Potential of mapping dissolved oxygen in the Little Miami River using Sentinel-2 images and machine learning algorithms

Dissolved oxygen (DO) is one of the most significant indicators of water quality in the inland water systems. Maintaining DO monitoring systems is time and money consuming since in situ DO data with high spatial and temporal resolution is needed to design appropriate coastal management plans. In this study, we mapped the spatiotemporal changes of DO in the Little Miami River (LMR) using 10-m Sentinel-2 images. We trained two machine learning algorithms – Random Forest (RF) and Support Vector Machine (SVM) – to predict DO concentrations using spectral predictors derived from the satellite images. Moreover, we calculated several metrics, which include Root Mean Squared Error (RMSE), Amount of Variance Explained (AVE), Coefficient of Efficiency (COE), and Normalized Mean Bias (NMB) to assess the performance of the models and accuracy of the DO maps.
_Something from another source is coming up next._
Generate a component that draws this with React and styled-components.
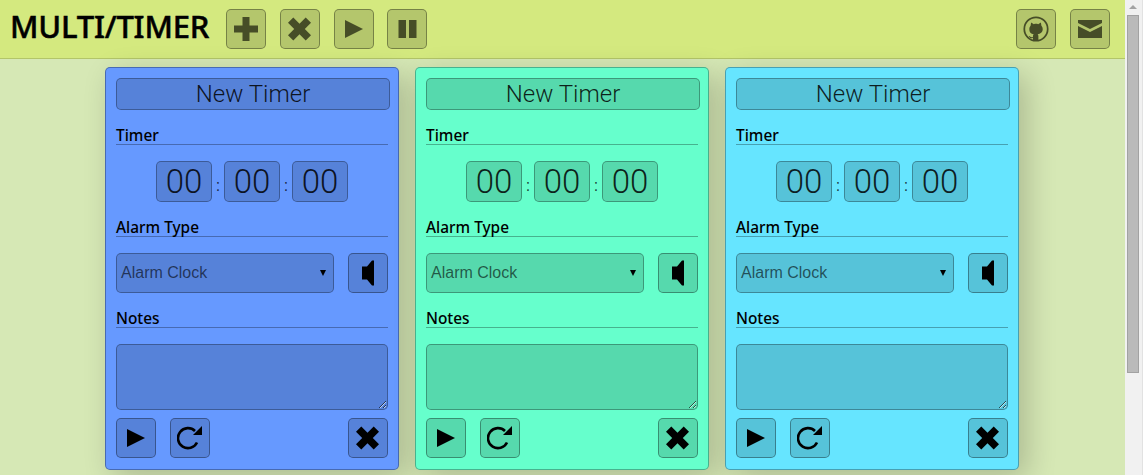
import React from 'react';
import styled, { createGlobalStyle } from 'styled-components';

const GlobalStyle = createGlobalStyle`
  body {
    margin: 0;
    height: 100vh;
    overflow: hidden;
    background: #d6e8b5;
    font-family: "Noto Sans", "Liberation Sans", sans-serif;
  }
`;

const Shell = styled.div`
  display: flex;
  height: 100vh;
`;
const Page = styled.div`
  flex: 1;
  min-width: 0;
`;
const ScrollTrack = styled.div`
  box-sizing: border-box;
  flex: none;
  width: 18px;
  padding: 5px 3px 0 2px;
  background: #f1f1f1;
  border-right: 1px solid #e2e2e2;
`;
const ScrollArrow = styled.div`
  width: 0;
  height: 0;
  margin: 0 auto 6px;
  border-left: 4px solid transparent;
  border-right: 4px solid transparent;
  border-bottom: 4px solid #a3a3a3;
`;
const ScrollThumb = styled.div`
  box-sizing: border-box;
  height: 358px;
  background: #bababa;
  border: 1px solid #a2a2a2;
`;

const Header = styled.header`
  display: flex;
  align-items: center;
  height: 58px;
  padding: 0 15px 0 10px;
  background: #d4e97f;
  border-bottom: 1px solid #b3c569;
`;
const Logo = styled.h1`
  margin: 0 19px 6px 0;
  width: 197px;
  white-space: nowrap;
  font-size: 31px;
  font-weight: 500;
  letter-spacing: -0.2px;
  -webkit-text-stroke: 0.5px #000;
  color: #000;
`;
const IconButton = styled.button`
  width: 40px;
  height: 40px;
  margin-right: ${p => p.$gap ?? 14}px;
  padding: 0;
  display: flex;
  align-items: center;
  justify-content: center;
  flex: none;
  background: rgba(0, 0, 0, 0.15);
  border: 1px solid rgba(0, 0, 0, 0.35);
  border-radius: 5px;
  color: ${p => p.$dim ? '#464d27' : '#000'};
`;
const Spacer = styled.div`
  flex: 1;
`;
const Board = styled.main`
  display: flex;
  justify-content: center;
  gap: 16px;
  padding: 8px 1px 0 0;
`;
const Card = styled.section`
  box-sizing: border-box;
  width: 294px;
  height: 403px;
  padding: 10px;
  background: ${p => p.$color};
  border: 1px solid rgba(0, 0, 0, 0.3);
  border-radius: 5px;
  box-shadow: 8px 8px 30px rgba(0, 0, 0, 0.2);
`;
const TitleInput = styled.input`
  box-sizing: content-box;
  display: block;
  width: 272px;
  height: 30px;
  padding: 0;
  text-align: center;
  font-family: "Roboto", sans-serif;
  font-weight: 300;
  font-size: 24px;
  background: rgba(0, 0, 0, 0.15);
  border: 1px solid rgba(0, 0, 0, 0.3);
  border-radius: 5px;
  &::placeholder {
    color: rgba(0, 0, 0, 0.85);
    opacity: 1;
  }
`;
const Heading = styled.h2`
  margin: 10px 0 0;
  height: 24px;
  line-height: 32px;
  font-size: 15.4px;
  font-weight: 500;
  color: #000;
  border-bottom: 1px solid rgba(0, 0, 0, 0.3);
`;
const TimeRow = styled.div`
  display: flex;
  justify-content: center;
  align-items: center;
  margin-top: 16px;
  height: 41px;
`;
const TimeBox = styled.div`
  box-sizing: border-box;
  width: 56px;
  height: 41px;
  line-height: 39px;
  text-align: center;
  font-family: "Roboto", sans-serif;
  font-weight: 300;
  font-size: 33px;
  color: rgba(0, 0, 0, 0.85);
  background: rgba(0, 0, 0, 0.15);
  border: 1px solid rgba(0, 0, 0, 0.3);
  border-radius: 5px;
`;
const Colon = styled.span`
  width: 12px;
  padding-top: 8px;
  text-align: center;
  font-family: "Liberation Sans", sans-serif;
  font-size: 16px;
  color: rgba(0, 0, 0, 0.72);
`;
const AlarmRow = styled.div`
  display: flex;
  justify-content: space-between;
  margin-top: 16px;
`;
const Select = styled.div`
  box-sizing: border-box;
  width: 218px;
  height: 40px;
  padding: 0 7px 0 4px;
  display: flex;
  align-items: center;
  justify-content: space-between;
  font-family: "Liberation Sans", sans-serif;
  font-size: 16px;
  color: rgba(0, 0, 0, 0.6);
  background: rgba(0, 0, 0, 0.15);
  border: 1px solid rgba(0, 0, 0, 0.3);
  border-radius: 5px;
`;
const Caret = styled.svg`
  width: 6px;
  height: 6px;
  fill: #000;
`;
const Notes = styled.textarea`
  box-sizing: border-box;
  display: block;
  width: 272px;
  height: 66px;
  margin-top: 16px;
  background: rgba(0, 0, 0, 0.15);
  border: 1px solid rgba(0, 0, 0, 0.3);
  border-radius: 5px;
`;
const Actions = styled.div`
  display: flex;
  margin-top: 8px;
`;

const Glyph = ({ d }) => (
  <svg width="26" height="26" viewBox="0 0 26 26" fill="currentColor"><path d={d} /></svg>
);
const PLUS = 'M9.5 1h7v8.5h8.5v7h-8.5V25h-7v-8.5H1v-7h8.5z';
const CROSS = 'M6.300 1.500L12.500 7.700 18.700 1.500 24 6.800 17.800 13 24 19.200 18.700 24.500 12.500 18.300 6.300 24.500 1 19.200 7.200 13 1 6.800z';
const PLAY = 'M4 4l18 9-18 9z';
const PAUSE = 'M4.5 4h7.5v18H4.5zM15 4h7.5v18H15z';
const SPEAKER = 'M7 6.500h5l5-6h2v25h-2l-5-6H7z';

const Reload = () => (
  <svg width="26" height="26" viewBox="0 0 26 26" fill="none">
    <path d="M20 17.5A10 10 0 1 1 18 6" stroke="currentColor" strokeWidth="2.6" />
    <path d="M25 1v9h-9z" fill="currentColor" />
  </svg>
);
const Mail = () => (
  <svg width="24" height="18" viewBox="0 0 24 18" fill="currentColor">
    <path d="M0 0h24v3L12 9 0 3zM0 6l12 6 12-6v12H0z" />
  </svg>
);
const Github = () => (
  <svg width="26" height="26" viewBox="0 0 24 24" fill="currentColor">
    <circle cx="12" cy="12" r="10.8" fill="none" stroke="currentColor" strokeWidth="1.6" />
    <path d="M7.5 6l2.5 1.5c1.3-.4 2.7-.4 4 0L16.500 6l.5 3c.8.9 1.200 2 1.200 3 0 3-2.200 4.500-4.700 4.800.5.4.7 1 .7 1.800v3.600h-5v-1.800c-2 .4-3.200-.3-4-2l1 .2c.8.8 1.800 1.200 3 .8v-.8c0-.8.2-1.400.7-1.800C7.200 16.500 5.800 15 5.800 12c0-1 .4-2.100 1.200-3z" />
  </svg>
);

const TimerCard = ({ color }) => (
  <Card $color={color}>
    <TitleInput placeholder="New Timer" />
    <Heading>Timer</Heading>
    <TimeRow>
      <TimeBox>00</TimeBox>
      <Colon>:</Colon>
      <TimeBox>00</TimeBox>
      <Colon>:</Colon>
      <TimeBox>00</TimeBox>
    </TimeRow>
    <Heading>Alarm Type</Heading>
    <AlarmRow>
      <Select>
        Alarm Clock
        <Caret viewBox="0 0 6 6"><path d="M0 0h6L3 6z" /></Caret>
      </Select>
      <IconButton $gap={0}><Glyph d={SPEAKER} /></IconButton>
    </AlarmRow>
    <Heading>Notes</Heading>
    <Notes />
    <Actions>
      <IconButton><Glyph d={PLAY} /></IconButton>
      <IconButton><Reload /></IconButton>
      <Spacer />
      <IconButton $gap={0}><Glyph d={CROSS} /></IconButton>
    </Actions>
  </Card>
);

export default function App() {
  return (
    <Shell>
      <GlobalStyle />
      <Page>
        <Header>
          <Logo>MULTI/TIMER</Logo>
          <IconButton $dim><Glyph d={PLUS} /></IconButton>
          <IconButton $dim><Glyph d={CROSS} /></IconButton>
          <IconButton $dim $gap={13}><Glyph d={PLAY} /></IconButton>
          <IconButton $dim><Glyph d={PAUSE} /></IconButton>
          <Spacer />
          <IconButton $dim><Github /></IconButton>
          <IconButton $dim $gap={0}><Mail /></IconButton>
        </Header>
        <Board>
          <TimerCard color="#6699ff" />
          <TimerCard color="#66ffcc" />
          <TimerCard color="#66e5ff" />
        </Board>
      </Page>
      <ScrollTrack>
        <ScrollArrow />
        <ScrollThumb />
      </ScrollTrack>
    </Shell>
  );
}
Our results showed a good agreement between modeled and measured DO concentrations with minimal residual errors ranging between 0.201 mg/L and 0.241 mg/L. Furthermore, RF and SVM revealed to be the reliable and effective algorithms to estimate DO concentrations with bands 5 (B5, vegetation red edge) and 8 (B8, NIR) as important predictors. We found the DO concentrations in the LMR to be in good to excellent range (7.3 mg/L to 14.7 mg/L for August and 10.8 mg/L to 14.5 mg/L for October), based on the minimum criterion for warm water habitat in the Ohio Water Quality Standards (WQS). Our findings have provided spatial insight to the current status of DO and the success of the management steps taken to manage and prevent eutrophic problems in the LMR.